Tony Blair won't be investigated in Iraq War inquiry

Iran Press TV

Sun May 29, 2016 4:3AM

Former UK prime minister Tony Blair will not be investigated for breaking laws in the upcoming Iraq War inquiry report, in spite of assertions that the military intervention was illegal.

The report to be published on July 6 is not set up to take a view on whether the acts of individuals or events were legal.

The Chilcot Report would "not seek to determine the guilt of innocence of anybody on trial," sources close to the inquiry said, according to The Sunday Telegraph.

The report will not make "any judgments on the legality or anything like that" either, the sources added.

The report, however, includes the question of whether the invasion of Iraq in 2003 was legal and whether any lessons can be learned, the sources noted.

The US with strong UK backing invaded Iraq in March 2003 under the pretext that the regime of former Iraqi dictator Saddam Hussein possessed weapons of mass destruction. No such weapons, however, were ever found in Iraq.

More than one million Iraqis were killed as the result of the invasion, and subsequent occupation of the country, according to the California-based investigative organization Project Censored.

The invasion plunged Iraq into chaos, resulting in years of deadly violence and the rise of terrorist groups like al-Qaeda, which was a precursor of Daesh.

Blair has already admitted that he "profoundly" underestimated the complexity of the politics in the Middle East and the possible turmoil that would ensue following the invasion.

According to Jeremy Corbyn, the Labour leader, the Iraq War was illegal and that anyone who had committed a crime should be tried, including Blair, who served as Labour prime minister between 1997 and 2007.
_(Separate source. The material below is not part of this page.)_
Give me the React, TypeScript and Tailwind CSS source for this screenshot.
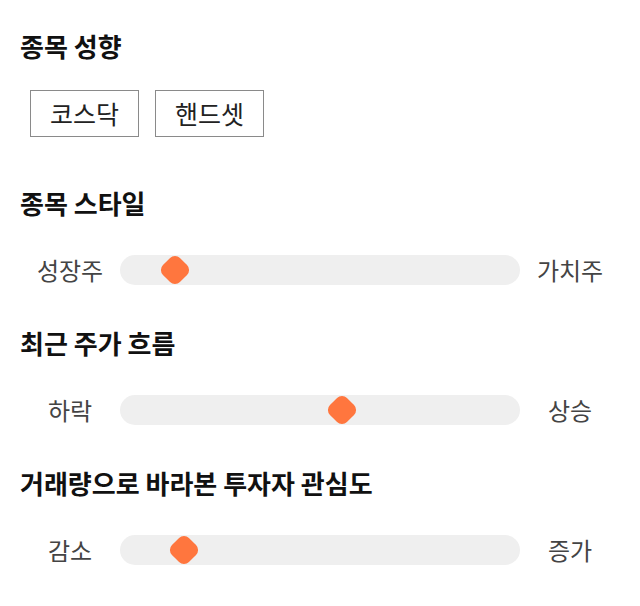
const font = { fontFamily: '"Noto Sans CJK KR", "Noto Sans", sans-serif' };

type SliderRow = {
  title: string;
  left: string;
  right: string;
  thumb: number; // px from track's left edge to thumb center
};

const sliders: SliderRow[] = [
  { title: '종목 스타일', left: '성장주', right: '가치주', thumb: 55 },
  { title: '최근 주가 흐름', left: '하락', right: '상승', thumb: 222 },
  { title: '거래량으로 바라본 투자자 관심도', left: '감소', right: '증가', thumb: 64 },
];

function Heading({ children }: { children: string }) {
  return (
    <h2 className="h-8 text-[26px] font-bold leading-8 text-[#111]">{children}</h2>
  );
}

function Slider({ row }: { row: SliderRow }) {
  return (
    <div className="mt-[36px] flex h-[30px] items-center">
      <span className="w-[100px] text-center text-[24px] text-[#444]">{row.left}</span>
      <div className="relative h-[30px] flex-1 rounded-full bg-[#efefef]">
        <div
          className="absolute top-1/2 size-6 -translate-x-1/2 -translate-y-1/2 rotate-45 rounded-[7px] bg-[#ff763e]"
          style={{ left: `${row.thumb}px` }}
        />
      </div>
      <span className="w-[100px] text-center text-[24px] text-[#444]">{row.right}</span>
    </div>
  );
}

export default function App() {
  return (
    <div className="min-h-[606px] w-[640px] bg-white px-5 pt-[30px]" style={font}>
      <section>
        <Heading>종목 성향</Heading>
        <div className="mt-[28px] flex gap-4 pl-[10px]">
          {['코스닥', '핸드셋'].map((label) => (
            <button
              key={label}
              className="flex h-[47px] w-[109px] items-center justify-center border border-[#8a8a8a] text-[25px] text-[#222]"
            >
              {label}
            </button>
          ))}
        </div>
      </section>
      {sliders.map((row, i) => (
        <section key={row.title} className={i === 0 ? 'mt-[50px]' : 'mt-[42px]'}>
          <Heading>{row.title}</Heading>
          <Slider row={row} />
        </section>
      ))}
    </div>
  );
}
"If [Tony Blair has] committed a war crime, yes. Everyone who's committed a war crime should be [charged]," Corbyn, who voted and campaigned against the war, said earlier this week.

"I think it was an illegal war, I'm confident about that, indeed [former UN secretary general] Kofi Annan confirmed it was an illegal war, and therefore he has to explain that."

"Is he going to be tried for it? I don't know. Could he be tried for it? Possibly," he added.

In October 2015, a damning White House memo revealed that Blair had agreed to support the war a year before the invasion even started, while publicly the British prime minister was working to find a diplomatic solution to the crisis.

The document also disclosed that Blair agreed to act as a spin doctor for former US President George W. Bush and convince a skeptical public that Iraqi dictator Saddam Hussein had Weapons of Mass Destruction, which actually did not exist.